Last year, I took a course on Coursera – First Year Teaching (Elementary Grades) – Success from the Start. The focus of the course was not on how to create successful lesson plans but how to create positive, productive classroom environments where students thrive. The different modules in the course focused on the following aspects:
- Setting and communicating high expectations for students;
- Building positive relationships with and between students;
- Organizing the learning environment;
- Behavioral preventions and interventions; and
- Establishing and maintaining routines and procedures that support student learning.
The objective was quite clear – work systematically and build strategies to create a classroom environment that is conducive to learning. It made sense, because only if a classroom environment supports learning, can learning occur. Every module in the course had detailed notes and supporting videos that explained different classroom management strategies, each of which emphasized the importance of beginning a school year by planning how teachers will manage their class and create an environment for learning.
While I cannot share the notes from the course, I am sharing the assignment, I did for Establishing and Maintaining Behavior Standards.
——————————————————————————————————————————————————————————-Describe how you will:
• involve students in developing behavior expectations.
• reinforce positive behavior and respond to misbehavior.
• helps students take responsibility for their own actions.
When the year starts, I will interact closely with students and observe them for the first week to understand their personality, attitudes and learning styles. I’ll use these observations as an input to devise future lesson plans and also to identify what type of behavior rules I need to set in class.
In the second week, I’ll work with students to set behavior rules for the different activities done in class as well as general acceptable behavior for the classroom.
Students will be divided into groups and each group will be asked to list acceptable behavior and non-acceptable behavior for activities such as – responding to questions in class, doing group activity, behavior while entering and leaving class, etc.
When groups have made their list, I will read out their list to the rest of the class and discuss their thoughts. Once students have agreed to the list, the group will write it on a chart and put it up on the wall in the classroom.
We’ll begin with 2-3 charts at the beginning of the year and develop new ones as new activities are introduced in class.
Before we begin an activity, the class will be asked to review the rule list and then begin the activity. We will also discuss the consequences for not following the rules. Students will be asked to come up with the consequences; this will help them take ownership of their own behavior. At the end of the activity, students will be appreciated for exhibiting good behavior.
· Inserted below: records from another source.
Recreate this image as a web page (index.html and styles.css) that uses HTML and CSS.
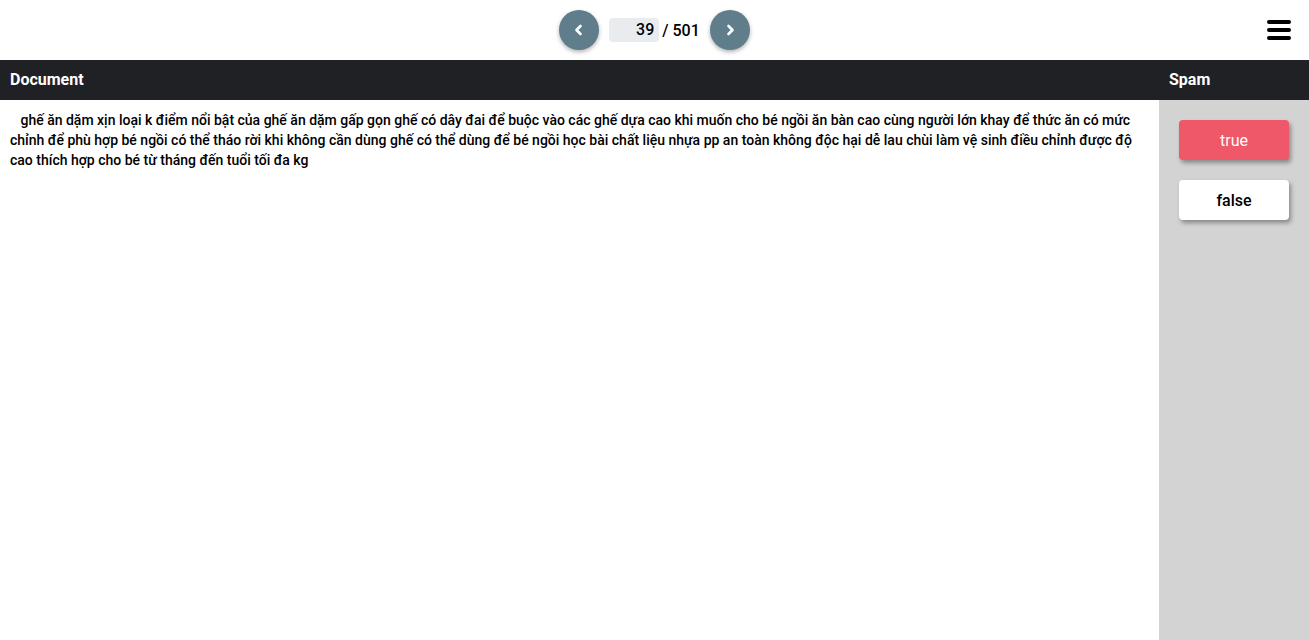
FILE: index.html
```html
<!DOCTYPE html>
<html lang="vi">
<head>
<meta charset="utf-8">
<link rel="stylesheet" href="styles.css">
</head>
<body>
<header class="topbar">
  <div class="pager">
    <button class="nav-btn" aria-label="previous">
      <svg width="14" height="14" viewBox="0 0 14 14"><path d="M8.5 3 L4.5 7 L8.5 11" fill="none" stroke="#fff" stroke-width="2.6" stroke-linecap="round" stroke-linejoin="round"/></svg>
    </button>
    <span class="page-input">39</span>
    <span class="page-total">/ 501</span>
    <button class="nav-btn" aria-label="next">
      <svg width="14" height="14" viewBox="0 0 14 14"><path d="M5.5 3 L9.5 7 L5.5 11" fill="none" stroke="#fff" stroke-width="2.6" stroke-linecap="round" stroke-linejoin="round"/></svg>
    </button>
  </div>
  <button class="menu" aria-label="menu">
    <svg width="26" height="22" viewBox="0 0 26 22"><path d="M3 3H23M3 11H23M3 19H23" stroke="#000" stroke-width="4" stroke-linecap="round"/></svg>
  </button>
</header>
<main class="table">
  <div class="head">
    <div class="col-doc">Document</div>
    <div class="col-spam">Spam</div>
  </div>
  <div class="body">
    <div class="doc">&nbsp;&nbsp; ghế ăn dặm xịn loại k điểm nổi bật của ghế ăn dặm gấp gọn ghế có dây đai để buộc vào các ghế dựa cao khi muốn cho bé ngồi ăn bàn cao cùng người lớn khay để thức ăn có mức chỉnh để phù hợp bé ngồi có thể tháo rời khi không cần dùng ghế có thể dùng để bé ngồi học bài chất liệu nhựa pp an toàn không độc hại dễ lau chùi làm vệ sinh điều chỉnh được độ cao thích hợp cho bé từ tháng đến tuổi tối đa kg</div>
    <div class="spam">
      <button class="choice choice-true">true</button>
      <button class="choice choice-false">false</button>
    </div>
  </div>
</main>
</body>
</html>
```
FILE: styles.css
```css
* { box-sizing: border-box; }
html, body { margin: 0; height: 100%; }
body {
  font-family: Roboto, "Noto Sans", sans-serif;
  color: #000;
  background: #fff;
  display: flex;
  flex-direction: column;
  overflow: hidden;
}
.topbar {
  height: 60px;
  flex: 0 0 60px;
  display: flex;
  align-items: center;
  justify-content: center;
  position: relative;
}
.pager {
  display: flex;
  align-items: center;
}
.nav-btn {
  width: 40px;
  height: 40px;
  border-radius: 50%;
  border: none;
  background: #607d8b;
  display: flex;
  align-items: center;
  justify-content: center;
  padding: 0;
  box-shadow: 0 2px 4px rgba(0,0,0,0.3);
}
.page-input {
  margin-left: 10px;
  width: 50px;
  height: 24px;
  background: #e9ecef;
  border-radius: 4px;
  font-size: 16px;
  font-weight: 500;
  line-height: 24px;
  text-align: right;
  padding-right: 5px;
}
.page-total {
  font-size: 16px;
  font-weight: 500;
  margin-left: 3px;
  margin-right: 10px;
}
.menu {
  position: absolute;
  right: 17px;
  top: 19px;
  border: none;
  background: none;
  padding: 0;
  width: 26px;
  height: 22px;
}
.table {
  flex: 1;
  display: flex;
  flex-direction: column;
}
.head {
  height: 40px;
  background: #202124;
  color: #fff;
  font-weight: 700;
  font-size: 16px;
  display: flex;
  align-items: center;
  padding-bottom: 2px;
}
.col-doc { flex: 1; padding-left: 10px; }
.col-spam { width: 150px; padding-left: 10px; }
.body {
  flex: 1;
  display: flex;
}
.doc {
  flex: 1;
  padding: 10px 20px 0 10px;
  font-size: 14px;
  font-weight: 500;
  line-height: 20px;
}
.spam {
  width: 150px;
  background: #d3d3d3;
  padding: 20px;
  display: flex;
  flex-direction: column;
  gap: 20px;
}
.choice {
  width: 110px;
  height: 40px;
  border: none;
  border-radius: 4px;
  font-family: Roboto, "Noto Sans", sans-serif;
  font-size: 16px;
  font-weight: 500;
  box-shadow: 2px 3px 4px rgba(0,0,0,0.35);
}
.choice-true { background: #ef5868; color: #fff; font-weight: 400; }
.choice-false { background: #fff; color: #000; }
```
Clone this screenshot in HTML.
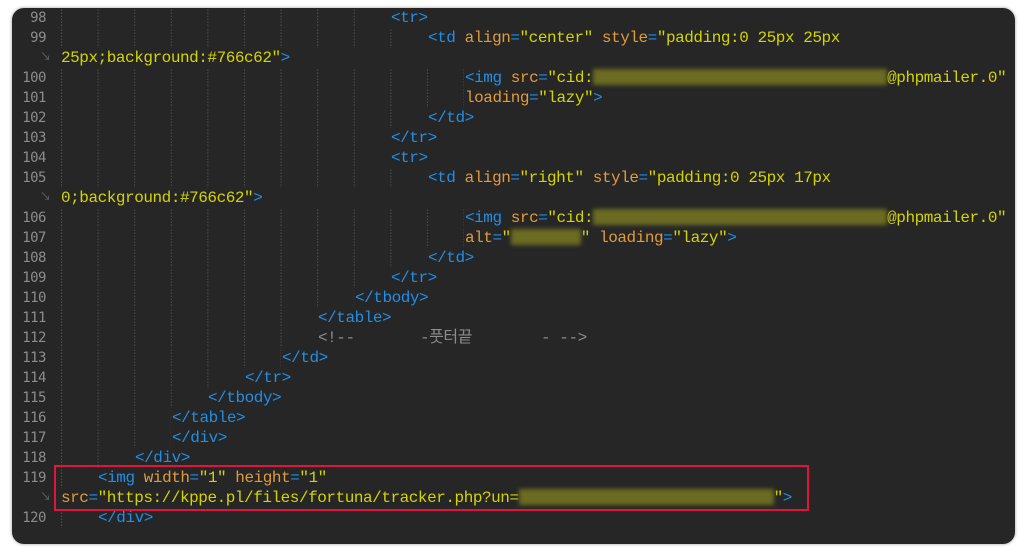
<!DOCTYPE html>
<html><head><meta charset="utf-8"><style>
html,body{margin:0;padding:0;background:#fff;width:1025px;height:551px;overflow:hidden}
.panel{position:absolute;left:12px;top:8px;width:1003px;height:536px;background:#262626;border-radius:12px;box-shadow:0 0 3px rgba(0,0,0,.4)}
.r{position:absolute;left:0;height:20px;line-height:20px;font-family:"Liberation Mono","Noto Sans CJK KR",monospace;font-size:16px;letter-spacing:-0.45px;white-space:pre;color:#d4d400}
.n{position:absolute;left:0;width:46px;text-align:right;color:#8c8c8c;font-family:"DejaVu Sans Mono",monospace;font-size:14px;letter-spacing:-0.5px}
.w{position:absolute;left:40px;color:#666;font-size:11px;letter-spacing:0}
.c{position:absolute;left:61px}
.g{position:absolute;left:61px;top:0;height:20px;background-image:linear-gradient(to bottom,#262626 50%,transparent 50%),linear-gradient(to right,#4e4e4e 1px,transparent 1px);background-size:100% 3px,36.6px 100%}
.t{color:#1f8fe8}.a{color:#e29a3a}.s{color:#d4d400}.m{color:#8c8c8c}
.b{display:inline-block;height:16px;vertical-align:-3px;background:#6b6b22;filter:blur(2px)}
.box{position:absolute;left:54px;top:465px;width:751px;height:42px;border:2px solid #e0143c}
</style></head><body>
<div class="panel"></div>

<div class="r" style="top:8px;width:1025px"><span class="n">98</span><div class="g" style="width:329px"></div><span class="c" style="left:391px"><span class="t">&lt;tr&gt;</span></span></div>
<div class="r" style="top:28px;width:1025px"><span class="n">99</span><div class="g" style="width:366px"></div><span class="c" style="left:428px"><span class="t">&lt;td </span><span class="a">align</span><span class="t">=</span>"center" <span class="a">style</span><span class="t">=</span>"padding:0 25px 25px</span></div>
<div class="r" style="top:48px;width:1025px"><span class="w">↘</span><span class="c">25px;background:#766c62"<span class="t">&gt;</span></span></div>
<div class="r" style="top:68px;width:1025px"><span class="n">100</span><div class="g" style="width:403px"></div><span class="c" style="left:465px"><span class="t">&lt;img </span><span class="a">src</span><span class="t">=</span>"cid:<span class="b" style="width:294px"></span>@phpmailer.0"</span></div>
<div class="r" style="top:88px;width:1025px"><span class="n">101</span><div class="g" style="width:403px"></div><span class="c" style="left:465px"><span class="a">loading</span><span class="t">=</span>"lazy"<span class="t">&gt;</span></span></div>
<div class="r" style="top:108px;width:1025px"><span class="n">102</span><div class="g" style="width:366px"></div><span class="c" style="left:428px"><span class="t">&lt;/td&gt;</span></span></div>
<div class="r" style="top:128px;width:1025px"><span class="n">103</span><div class="g" style="width:329px"></div><span class="c" style="left:391px"><span class="t">&lt;/tr&gt;</span></span></div>
<div class="r" style="top:148px;width:1025px"><span class="n">104</span><div class="g" style="width:329px"></div><span class="c" style="left:391px"><span class="t">&lt;tr&gt;</span></span></div>
<div class="r" style="top:168px;width:1025px"><span class="n">105</span><div class="g" style="width:366px"></div><span class="c" style="left:428px"><span class="t">&lt;td </span><span class="a">align</span><span class="t">=</span>"right" <span class="a">style</span><span class="t">=</span>"padding:0 25px 17px</span></div>
<div class="r" style="top:188px;width:1025px"><span class="w">↘</span><span class="c">0;background:#766c62"<span class="t">&gt;</span></span></div>
<div class="r" style="top:208px;width:1025px"><span class="n">106</span><div class="g" style="width:403px"></div><span class="c" style="left:465px"><span class="t">&lt;img </span><span class="a">src</span><span class="t">=</span>"cid:<span class="b" style="width:294px"></span>@phpmailer.0"</span></div>
<div class="r" style="top:228px;width:1025px"><span class="n">107</span><div class="g" style="width:403px"></div><span class="c" style="left:465px"><span class="a">alt</span><span class="t">=</span>"<span class="b" style="width:70px"></span>" <span class="a">loading</span><span class="t">=</span>"lazy"<span class="t">&gt;</span></span></div>
<div class="r" style="top:248px;width:1025px"><span class="n">108</span><div class="g" style="width:366px"></div><span class="c" style="left:428px"><span class="t">&lt;/td&gt;</span></span></div>
<div class="r" style="top:268px;width:1025px"><span class="n">109</span><div class="g" style="width:329px"></div><span class="c" style="left:391px"><span class="t">&lt;/tr&gt;</span></span></div>
<div class="r" style="top:288px;width:1025px"><span class="n">110</span><div class="g" style="width:293px"></div><span class="c" style="left:355px"><span class="t">&lt;/tbody&gt;</span></span></div>
<div class="r" style="top:308px;width:1025px"><span class="n">111</span><div class="g" style="width:256px"></div><span class="c" style="left:318px"><span class="t">&lt;/table&gt;</span></span></div>
<div class="r" style="top:328px;width:1025px"><span class="n">112</span><div class="g" style="width:256px"></div><span class="c m" style="left:318px">&lt;!--</span><span class="c m" style="left:420px">-풋터끝</span><span class="c m" style="left:541px">- --&gt;</span></div>
<div class="r" style="top:348px;width:1025px"><span class="n">113</span><div class="g" style="width:220px"></div><span class="c" style="left:282px"><span class="t">&lt;/td&gt;</span></span></div>
<div class="r" style="top:368px;width:1025px"><span class="n">114</span><div class="g" style="width:183px"></div><span class="c" style="left:245px"><span class="t">&lt;/tr&gt;</span></span></div>
<div class="r" style="top:388px;width:1025px"><span class="n">115</span><div class="g" style="width:146px"></div><span class="c" style="left:208px"><span class="t">&lt;/tbody&gt;</span></span></div>
<div class="r" style="top:408px;width:1025px"><span class="n">116</span><div class="g" style="width:110px"></div><span class="c" style="left:172px"><span class="t">&lt;/table&gt;</span></span></div>
<div class="r" style="top:428px;width:1025px"><span class="n">117</span><div class="g" style="width:110px"></div><span class="c" style="left:172px"><span class="t">&lt;/div&gt;</span></span></div>
<div class="r" style="top:448px;width:1025px"><span class="n">118</span><div class="g" style="width:73px"></div><span class="c" style="left:135px"><span class="t">&lt;/div&gt;</span></span></div>
<div class="r" style="top:468px;width:1025px"><span class="n">119</span><div class="g" style="width:37px"></div><span class="c" style="left:98px"><span class="t">&lt;img </span><span class="a">width</span><span class="t">=</span>"1" <span class="a">height</span><span class="t">=</span>"1"</span></div>
<div class="r" style="top:488px;width:1025px"><span class="w">↘</span><span class="c"><span class="a">src</span><span class="t">=</span>"https://kppe.pl/files/fortuna/tracker.php?un=<span class="b" style="width:255px"></span>"<span class="t">&gt;</span></span></div>
<div class="r" style="top:508px;width:1025px"><span class="n">120</span><div class="g" style="width:37px"></div><span class="c" style="left:98px"><span class="t">&lt;/div&gt;</span></span></div>
<div class="box"></div>
</body></html>
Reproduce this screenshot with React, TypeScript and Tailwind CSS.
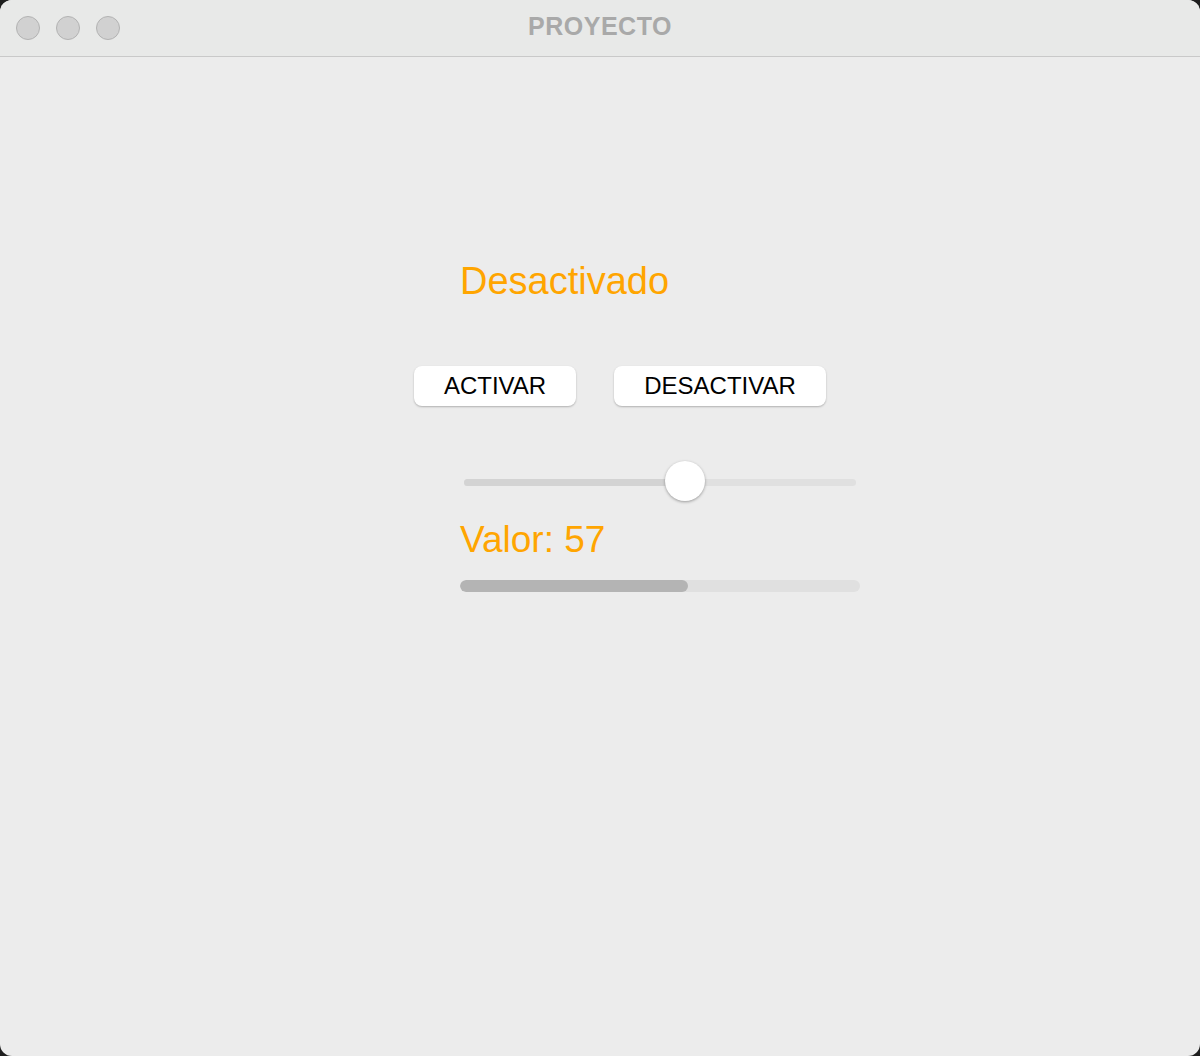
import React from 'react';

const font = { fontFamily: '"Liberation Sans", Arial, sans-serif' };

const TrafficLight = () => (
  <div className="w-6 h-6 rounded-full bg-[#d1d1d1] border border-[#b3b3b3]" />
);

export default function App() {
  const value = 57;

  return (
    <div className="w-[1200px] h-[1056px] bg-[#1e1e1e]" style={font}>
      <div className="w-full h-full rounded-[12px] overflow-hidden bg-[#ececec] flex flex-col">
        {/* title bar */}
        <div className="h-[57px] shrink-0 bg-[#e8e9e8] border-b border-[#c9c9c9] flex items-center px-4 relative">
          <div className="flex gap-4">
            <TrafficLight />
            <TrafficLight />
            <TrafficLight />
          </div>
          <div className="absolute inset-0 flex items-center justify-center pb-[3px]">
            <span className="text-[25px] font-bold text-[#a9a9a9] tracking-[0.5px]">PROYECTO</span>
          </div>
        </div>

        {/* content */}
        <div className="flex-1 flex flex-col pl-[414px]">
          <div className="mt-[202px] pl-[46px] text-[38px] leading-[44px] text-[#ffa500]">
            Desactivado
          </div>

          <div className="mt-[63px] flex gap-[38px]">
            <button className="w-[162px] h-10 bg-white rounded-[8px] shadow-[0_1px_2px_rgba(0,0,0,0.25)] text-[24px] text-black">
              ACTIVAR
            </button>
            <button className="w-[212px] h-10 bg-white rounded-[8px] shadow-[0_1px_2px_rgba(0,0,0,0.25)] text-[24px] text-black">
              DESACTIVAR
            </button>
          </div>

          {/* slider */}
          <div className="mt-[55px] ml-[50px] w-[392px] h-[42px] relative flex items-center">
            <div className="w-full h-[7px] rounded-full bg-[#e0e0e0] flex overflow-hidden">
              <div className="h-full bg-[#d3d3d3]" style={{ width: `${value}%` }} />
            </div>
            <div
              className="absolute top-0 w-10 h-10 rounded-full bg-white shadow-[0_1px_3px_rgba(0,0,0,0.35)]"
              style={{ left: `calc(${(value / 100) * 392}px - 22px)` }}
            />
          </div>

          <div className="mt-[15px] pl-[46px] text-[37px] leading-[44px] text-[#ffa500]">
            Valor: {value}
          </div>

          <div className="mt-[18px] ml-[46px] w-[400px] h-3 rounded-full bg-[#e0e0e0] overflow-hidden">
            <div className="h-full rounded-full bg-[#b4b4b4]" style={{ width: `${value}%` }} />
          </div>
        </div>
      </div>
    </div>
  );
}
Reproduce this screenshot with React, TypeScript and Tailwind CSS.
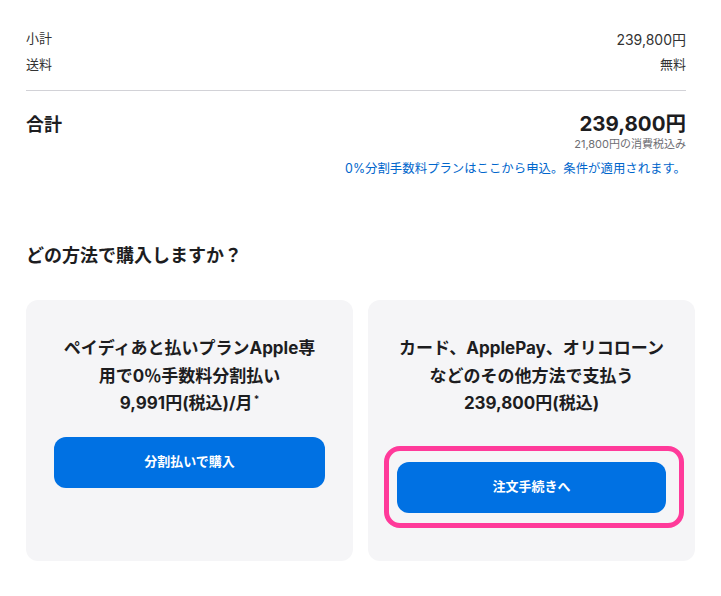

I will meet those who did not follow the rules separately in a one-to-one meeting to understand their reasons for not behaving well, and to reinforce the need for positive behavior.
To ensure that students practice good behavior at all times, I would implement the “Secret Student” technique. Each day a secret student will be chosen at random from the class. Only the staff members will know the identity of the secret student. In every lesson the teacher will observe the secret student and rate him/her on a set of parameters.
At the beginning of the next day, the teacher will announce who the secret student for the previous day was and how many points the student helped the class earn. The teacher will talk about the good behavior exhibited by the student and appreciate the student’s efforts.
The secret student technique focuses only on positive behavior, hence if the secret student did not earn any points his/her name will not be revealed to the class, but they will be told that they did not earn any point for that day.
Good behavior will earn points for the secret student’s class. At the end of each month, the total points will be calculated and the class with the most points receives a reward. Students will not know who the secret student is, it could be one of them, and hence they will be at their best behavior so that the class earns a point. This technique can be implemented for the duration of a term.
To introduce variety in behavior monitoring, I would introduce behavior report cards for the next term. At the end of each day, students would do a self-evaluation and rate themselves on their behavior report cards. The cards would be sent to parents at the end of the week. If a student’s rating was not upto mark, they would be asked to write a letter to their parents/guardians explaining their reason for the same.
Do you think this plan would be effective?
What strategies would you make at the beginning of the year to better manage student behavior in class?